Given exercise
Working from the data below, reproduce exactly the lines starting at the one that holds "Rebuild this screenshot" and ending at the one that holds "import React from". Pictures are excluded.
═════ Working data ═════
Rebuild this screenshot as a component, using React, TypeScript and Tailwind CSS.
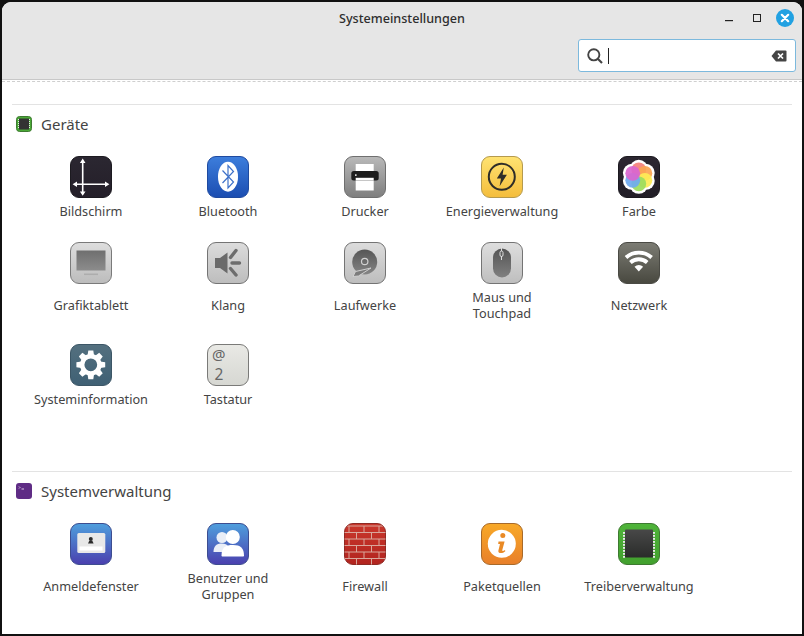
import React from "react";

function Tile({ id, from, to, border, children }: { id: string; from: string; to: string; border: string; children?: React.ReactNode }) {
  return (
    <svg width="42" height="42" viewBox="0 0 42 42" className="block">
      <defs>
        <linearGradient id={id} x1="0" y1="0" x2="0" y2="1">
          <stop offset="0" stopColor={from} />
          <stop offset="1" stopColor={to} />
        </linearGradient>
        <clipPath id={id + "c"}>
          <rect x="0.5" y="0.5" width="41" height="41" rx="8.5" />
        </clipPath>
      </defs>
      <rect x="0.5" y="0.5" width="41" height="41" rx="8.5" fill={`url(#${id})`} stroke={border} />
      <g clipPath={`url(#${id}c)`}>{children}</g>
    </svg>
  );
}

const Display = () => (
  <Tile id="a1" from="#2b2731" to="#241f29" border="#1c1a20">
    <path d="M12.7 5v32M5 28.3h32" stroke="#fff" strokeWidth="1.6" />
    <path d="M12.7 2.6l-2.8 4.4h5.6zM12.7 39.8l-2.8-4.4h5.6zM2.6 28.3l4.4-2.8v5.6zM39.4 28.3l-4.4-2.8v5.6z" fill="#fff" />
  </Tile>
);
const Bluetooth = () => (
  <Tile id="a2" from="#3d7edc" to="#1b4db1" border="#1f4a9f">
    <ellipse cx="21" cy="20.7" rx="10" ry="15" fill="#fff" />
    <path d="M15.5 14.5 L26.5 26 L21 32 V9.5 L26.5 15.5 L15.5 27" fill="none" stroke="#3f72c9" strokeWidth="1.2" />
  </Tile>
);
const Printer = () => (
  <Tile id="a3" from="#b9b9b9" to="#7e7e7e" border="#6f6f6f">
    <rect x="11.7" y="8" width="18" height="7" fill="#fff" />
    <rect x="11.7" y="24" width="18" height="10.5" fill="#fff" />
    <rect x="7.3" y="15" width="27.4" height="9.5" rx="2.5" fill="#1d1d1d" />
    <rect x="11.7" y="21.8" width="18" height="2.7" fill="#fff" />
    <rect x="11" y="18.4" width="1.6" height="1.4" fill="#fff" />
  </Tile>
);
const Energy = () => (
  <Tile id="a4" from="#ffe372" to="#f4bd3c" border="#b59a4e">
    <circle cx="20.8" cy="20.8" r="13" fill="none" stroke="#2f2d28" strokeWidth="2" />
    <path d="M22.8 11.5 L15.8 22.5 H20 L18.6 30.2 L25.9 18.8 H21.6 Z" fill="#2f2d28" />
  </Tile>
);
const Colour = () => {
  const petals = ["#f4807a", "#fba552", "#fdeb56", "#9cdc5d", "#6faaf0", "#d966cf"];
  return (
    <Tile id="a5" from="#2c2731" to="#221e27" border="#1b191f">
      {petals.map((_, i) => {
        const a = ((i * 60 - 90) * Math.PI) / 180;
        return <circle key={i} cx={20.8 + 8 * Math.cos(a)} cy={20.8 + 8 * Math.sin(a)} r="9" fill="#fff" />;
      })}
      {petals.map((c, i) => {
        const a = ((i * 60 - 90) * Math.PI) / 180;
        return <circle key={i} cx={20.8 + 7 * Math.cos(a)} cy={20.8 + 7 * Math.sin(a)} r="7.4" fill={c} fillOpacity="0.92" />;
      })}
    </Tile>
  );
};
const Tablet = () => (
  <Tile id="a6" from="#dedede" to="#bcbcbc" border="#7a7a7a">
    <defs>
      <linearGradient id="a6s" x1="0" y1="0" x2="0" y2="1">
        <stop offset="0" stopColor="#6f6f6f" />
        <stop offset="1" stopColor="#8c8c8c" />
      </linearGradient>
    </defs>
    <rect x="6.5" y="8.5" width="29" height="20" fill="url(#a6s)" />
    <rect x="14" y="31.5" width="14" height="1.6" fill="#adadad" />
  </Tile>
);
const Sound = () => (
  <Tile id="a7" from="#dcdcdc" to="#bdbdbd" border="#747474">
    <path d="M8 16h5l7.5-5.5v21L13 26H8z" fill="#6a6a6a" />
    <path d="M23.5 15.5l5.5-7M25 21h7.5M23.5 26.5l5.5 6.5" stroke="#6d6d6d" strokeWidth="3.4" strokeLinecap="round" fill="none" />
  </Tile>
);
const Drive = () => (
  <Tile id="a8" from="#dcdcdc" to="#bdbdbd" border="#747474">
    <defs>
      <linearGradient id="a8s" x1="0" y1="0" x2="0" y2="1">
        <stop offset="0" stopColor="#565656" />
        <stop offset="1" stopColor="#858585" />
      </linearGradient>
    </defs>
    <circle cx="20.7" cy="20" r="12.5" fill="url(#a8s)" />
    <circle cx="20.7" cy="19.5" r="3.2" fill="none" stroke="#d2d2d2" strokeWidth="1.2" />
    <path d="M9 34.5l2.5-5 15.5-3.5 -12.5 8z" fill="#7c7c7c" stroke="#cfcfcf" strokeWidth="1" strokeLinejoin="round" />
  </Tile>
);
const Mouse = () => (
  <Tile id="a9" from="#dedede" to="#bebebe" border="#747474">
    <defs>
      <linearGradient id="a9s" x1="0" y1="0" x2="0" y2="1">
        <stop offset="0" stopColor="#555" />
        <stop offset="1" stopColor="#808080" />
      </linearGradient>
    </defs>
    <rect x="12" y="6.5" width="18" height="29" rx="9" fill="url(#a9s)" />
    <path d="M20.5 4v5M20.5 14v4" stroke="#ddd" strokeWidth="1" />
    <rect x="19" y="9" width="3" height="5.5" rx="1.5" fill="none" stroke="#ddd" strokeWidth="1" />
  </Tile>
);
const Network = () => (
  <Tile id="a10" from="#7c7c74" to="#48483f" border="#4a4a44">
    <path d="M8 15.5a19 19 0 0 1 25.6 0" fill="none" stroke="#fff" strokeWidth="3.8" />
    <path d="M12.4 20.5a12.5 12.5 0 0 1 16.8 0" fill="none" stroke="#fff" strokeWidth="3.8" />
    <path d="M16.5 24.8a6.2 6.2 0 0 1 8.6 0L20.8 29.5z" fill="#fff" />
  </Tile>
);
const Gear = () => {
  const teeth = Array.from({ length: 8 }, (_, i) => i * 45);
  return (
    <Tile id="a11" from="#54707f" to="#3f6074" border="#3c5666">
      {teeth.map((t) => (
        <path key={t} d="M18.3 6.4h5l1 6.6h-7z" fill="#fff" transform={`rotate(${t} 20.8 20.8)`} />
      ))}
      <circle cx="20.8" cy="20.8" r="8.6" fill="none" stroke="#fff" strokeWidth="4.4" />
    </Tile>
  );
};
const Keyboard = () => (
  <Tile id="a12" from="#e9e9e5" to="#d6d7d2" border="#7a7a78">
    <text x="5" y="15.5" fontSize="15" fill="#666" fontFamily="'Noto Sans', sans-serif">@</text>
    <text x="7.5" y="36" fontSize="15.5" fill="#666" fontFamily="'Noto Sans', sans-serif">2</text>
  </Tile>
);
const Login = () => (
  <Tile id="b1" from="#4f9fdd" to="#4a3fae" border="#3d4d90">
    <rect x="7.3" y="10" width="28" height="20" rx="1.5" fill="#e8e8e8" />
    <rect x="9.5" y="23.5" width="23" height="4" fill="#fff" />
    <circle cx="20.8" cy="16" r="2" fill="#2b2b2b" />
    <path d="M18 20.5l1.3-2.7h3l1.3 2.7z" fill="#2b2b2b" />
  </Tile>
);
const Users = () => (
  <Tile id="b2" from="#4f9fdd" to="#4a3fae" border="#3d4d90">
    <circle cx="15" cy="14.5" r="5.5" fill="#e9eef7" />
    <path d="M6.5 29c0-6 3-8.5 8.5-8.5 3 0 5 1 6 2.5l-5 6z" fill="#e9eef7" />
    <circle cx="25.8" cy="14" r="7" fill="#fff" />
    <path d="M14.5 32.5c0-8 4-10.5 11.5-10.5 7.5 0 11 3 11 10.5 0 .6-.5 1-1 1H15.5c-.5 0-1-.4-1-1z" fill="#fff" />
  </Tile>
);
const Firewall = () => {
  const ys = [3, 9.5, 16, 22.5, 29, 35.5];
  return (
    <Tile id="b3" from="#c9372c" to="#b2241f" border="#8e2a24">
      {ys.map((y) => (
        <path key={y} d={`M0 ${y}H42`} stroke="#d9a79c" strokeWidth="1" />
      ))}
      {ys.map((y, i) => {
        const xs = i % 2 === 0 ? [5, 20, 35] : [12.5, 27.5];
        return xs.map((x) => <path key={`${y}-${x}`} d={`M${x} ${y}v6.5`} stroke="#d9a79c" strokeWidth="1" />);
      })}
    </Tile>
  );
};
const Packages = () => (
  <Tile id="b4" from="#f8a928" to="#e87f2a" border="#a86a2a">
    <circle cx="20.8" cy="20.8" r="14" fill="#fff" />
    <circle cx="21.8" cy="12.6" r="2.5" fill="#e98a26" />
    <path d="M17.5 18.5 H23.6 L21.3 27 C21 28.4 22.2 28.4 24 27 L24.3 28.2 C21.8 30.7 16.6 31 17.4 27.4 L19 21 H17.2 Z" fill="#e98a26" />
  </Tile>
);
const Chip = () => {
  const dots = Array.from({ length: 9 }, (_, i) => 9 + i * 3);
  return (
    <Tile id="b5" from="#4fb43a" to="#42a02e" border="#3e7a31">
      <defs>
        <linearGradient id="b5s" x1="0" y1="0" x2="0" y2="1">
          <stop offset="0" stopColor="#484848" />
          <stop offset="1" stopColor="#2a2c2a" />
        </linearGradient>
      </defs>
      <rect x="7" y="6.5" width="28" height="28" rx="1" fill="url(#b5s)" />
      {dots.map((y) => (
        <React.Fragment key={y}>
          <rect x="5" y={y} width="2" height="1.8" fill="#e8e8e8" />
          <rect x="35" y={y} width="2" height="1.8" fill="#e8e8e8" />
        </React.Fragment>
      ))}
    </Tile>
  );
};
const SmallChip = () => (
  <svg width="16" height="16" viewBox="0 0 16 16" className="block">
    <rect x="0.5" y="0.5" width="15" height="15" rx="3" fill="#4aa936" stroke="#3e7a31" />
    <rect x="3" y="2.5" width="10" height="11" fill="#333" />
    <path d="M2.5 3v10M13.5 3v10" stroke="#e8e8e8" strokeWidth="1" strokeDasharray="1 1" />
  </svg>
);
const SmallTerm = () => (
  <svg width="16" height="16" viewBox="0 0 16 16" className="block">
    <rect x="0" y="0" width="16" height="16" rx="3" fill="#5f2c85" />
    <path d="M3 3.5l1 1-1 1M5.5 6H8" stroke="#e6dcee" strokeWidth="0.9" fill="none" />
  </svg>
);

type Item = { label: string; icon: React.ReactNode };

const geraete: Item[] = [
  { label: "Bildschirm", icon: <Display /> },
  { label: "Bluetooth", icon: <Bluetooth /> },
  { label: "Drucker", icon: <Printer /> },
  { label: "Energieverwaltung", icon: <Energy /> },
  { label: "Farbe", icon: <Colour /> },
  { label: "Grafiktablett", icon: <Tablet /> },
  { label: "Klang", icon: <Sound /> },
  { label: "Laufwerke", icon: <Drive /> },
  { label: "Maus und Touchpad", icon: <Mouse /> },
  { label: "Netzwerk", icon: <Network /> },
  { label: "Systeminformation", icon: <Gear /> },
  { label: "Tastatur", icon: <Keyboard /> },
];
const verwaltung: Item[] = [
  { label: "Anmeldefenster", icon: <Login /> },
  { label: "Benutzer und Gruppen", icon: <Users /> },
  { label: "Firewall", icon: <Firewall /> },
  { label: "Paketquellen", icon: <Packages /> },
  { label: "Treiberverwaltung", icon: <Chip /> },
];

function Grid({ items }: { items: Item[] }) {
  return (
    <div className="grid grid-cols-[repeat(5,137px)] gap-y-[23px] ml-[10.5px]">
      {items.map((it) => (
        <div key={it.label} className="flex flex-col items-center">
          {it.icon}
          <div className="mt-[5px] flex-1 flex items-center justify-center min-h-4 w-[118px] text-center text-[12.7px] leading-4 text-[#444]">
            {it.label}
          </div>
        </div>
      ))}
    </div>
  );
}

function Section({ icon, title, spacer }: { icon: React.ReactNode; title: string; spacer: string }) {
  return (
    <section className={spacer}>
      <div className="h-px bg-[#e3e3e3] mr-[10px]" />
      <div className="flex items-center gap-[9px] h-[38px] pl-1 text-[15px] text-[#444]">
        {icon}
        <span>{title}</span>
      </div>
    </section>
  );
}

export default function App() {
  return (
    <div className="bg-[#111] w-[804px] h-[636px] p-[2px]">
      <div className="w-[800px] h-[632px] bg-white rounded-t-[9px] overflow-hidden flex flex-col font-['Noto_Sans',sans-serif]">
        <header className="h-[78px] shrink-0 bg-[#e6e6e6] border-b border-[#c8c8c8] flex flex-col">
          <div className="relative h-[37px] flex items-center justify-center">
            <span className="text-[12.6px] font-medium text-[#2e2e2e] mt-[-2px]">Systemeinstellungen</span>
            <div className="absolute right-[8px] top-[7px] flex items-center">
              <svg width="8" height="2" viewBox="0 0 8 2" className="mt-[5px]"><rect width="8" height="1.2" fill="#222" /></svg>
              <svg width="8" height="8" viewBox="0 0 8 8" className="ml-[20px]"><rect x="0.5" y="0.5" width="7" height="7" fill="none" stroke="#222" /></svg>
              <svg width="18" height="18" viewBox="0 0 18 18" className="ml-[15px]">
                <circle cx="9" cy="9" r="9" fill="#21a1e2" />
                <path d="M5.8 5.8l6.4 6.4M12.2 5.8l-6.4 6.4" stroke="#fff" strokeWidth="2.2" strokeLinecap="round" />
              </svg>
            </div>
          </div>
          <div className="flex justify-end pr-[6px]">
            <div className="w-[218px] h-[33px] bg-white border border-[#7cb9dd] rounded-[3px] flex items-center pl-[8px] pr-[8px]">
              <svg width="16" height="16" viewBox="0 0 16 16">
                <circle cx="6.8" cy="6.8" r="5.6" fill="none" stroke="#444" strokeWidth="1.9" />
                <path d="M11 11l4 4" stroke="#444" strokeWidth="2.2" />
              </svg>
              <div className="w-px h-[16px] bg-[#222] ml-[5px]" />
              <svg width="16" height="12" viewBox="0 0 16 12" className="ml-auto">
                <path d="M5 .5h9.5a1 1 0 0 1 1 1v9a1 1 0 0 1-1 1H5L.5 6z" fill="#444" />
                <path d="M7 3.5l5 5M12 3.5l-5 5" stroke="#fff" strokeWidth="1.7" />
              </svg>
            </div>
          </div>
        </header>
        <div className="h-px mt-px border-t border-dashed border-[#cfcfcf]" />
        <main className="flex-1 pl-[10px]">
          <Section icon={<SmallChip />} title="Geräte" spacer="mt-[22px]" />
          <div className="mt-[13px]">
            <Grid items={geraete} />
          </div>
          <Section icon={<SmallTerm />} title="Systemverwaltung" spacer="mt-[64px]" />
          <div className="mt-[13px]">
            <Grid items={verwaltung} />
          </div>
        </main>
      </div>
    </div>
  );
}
═════
═════ Working data ═════
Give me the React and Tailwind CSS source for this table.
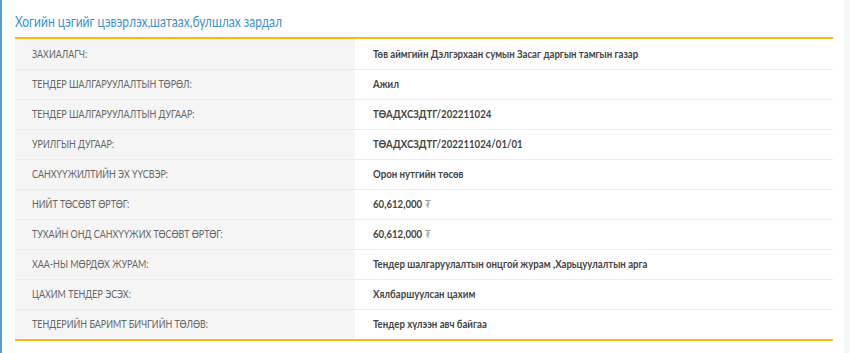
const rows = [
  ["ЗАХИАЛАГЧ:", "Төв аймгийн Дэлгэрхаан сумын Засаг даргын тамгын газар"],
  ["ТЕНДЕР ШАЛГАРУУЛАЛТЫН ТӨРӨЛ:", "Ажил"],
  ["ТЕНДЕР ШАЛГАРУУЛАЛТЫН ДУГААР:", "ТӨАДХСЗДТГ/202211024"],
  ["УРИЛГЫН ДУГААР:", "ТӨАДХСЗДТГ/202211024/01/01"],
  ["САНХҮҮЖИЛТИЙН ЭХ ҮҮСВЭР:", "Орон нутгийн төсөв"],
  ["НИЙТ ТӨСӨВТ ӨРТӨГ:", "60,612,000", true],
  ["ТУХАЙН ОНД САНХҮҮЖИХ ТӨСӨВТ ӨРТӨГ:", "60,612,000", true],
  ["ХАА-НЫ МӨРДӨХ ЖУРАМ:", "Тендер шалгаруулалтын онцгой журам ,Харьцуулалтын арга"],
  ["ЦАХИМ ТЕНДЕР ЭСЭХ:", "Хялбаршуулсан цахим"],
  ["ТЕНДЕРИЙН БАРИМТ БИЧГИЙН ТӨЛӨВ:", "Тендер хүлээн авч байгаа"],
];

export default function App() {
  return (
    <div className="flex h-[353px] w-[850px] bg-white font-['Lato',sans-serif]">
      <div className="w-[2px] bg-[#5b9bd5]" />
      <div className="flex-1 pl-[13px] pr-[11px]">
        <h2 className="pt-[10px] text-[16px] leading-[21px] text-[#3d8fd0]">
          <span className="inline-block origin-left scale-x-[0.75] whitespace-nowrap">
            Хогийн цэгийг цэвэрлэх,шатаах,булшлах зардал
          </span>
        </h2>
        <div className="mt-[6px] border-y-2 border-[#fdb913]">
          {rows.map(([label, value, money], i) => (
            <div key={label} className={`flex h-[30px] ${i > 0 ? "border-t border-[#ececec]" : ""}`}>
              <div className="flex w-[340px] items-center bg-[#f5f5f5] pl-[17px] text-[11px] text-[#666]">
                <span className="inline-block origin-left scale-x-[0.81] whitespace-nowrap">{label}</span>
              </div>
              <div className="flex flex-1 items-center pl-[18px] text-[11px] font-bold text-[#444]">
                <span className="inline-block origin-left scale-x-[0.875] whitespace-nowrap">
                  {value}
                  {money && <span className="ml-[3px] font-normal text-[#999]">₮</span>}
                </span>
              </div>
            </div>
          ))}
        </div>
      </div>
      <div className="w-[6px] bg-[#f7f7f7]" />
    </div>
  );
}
═════
Result of this task
Rebuild this screenshot as a component, using React, TypeScript and Tailwind CSS.
import React from "react";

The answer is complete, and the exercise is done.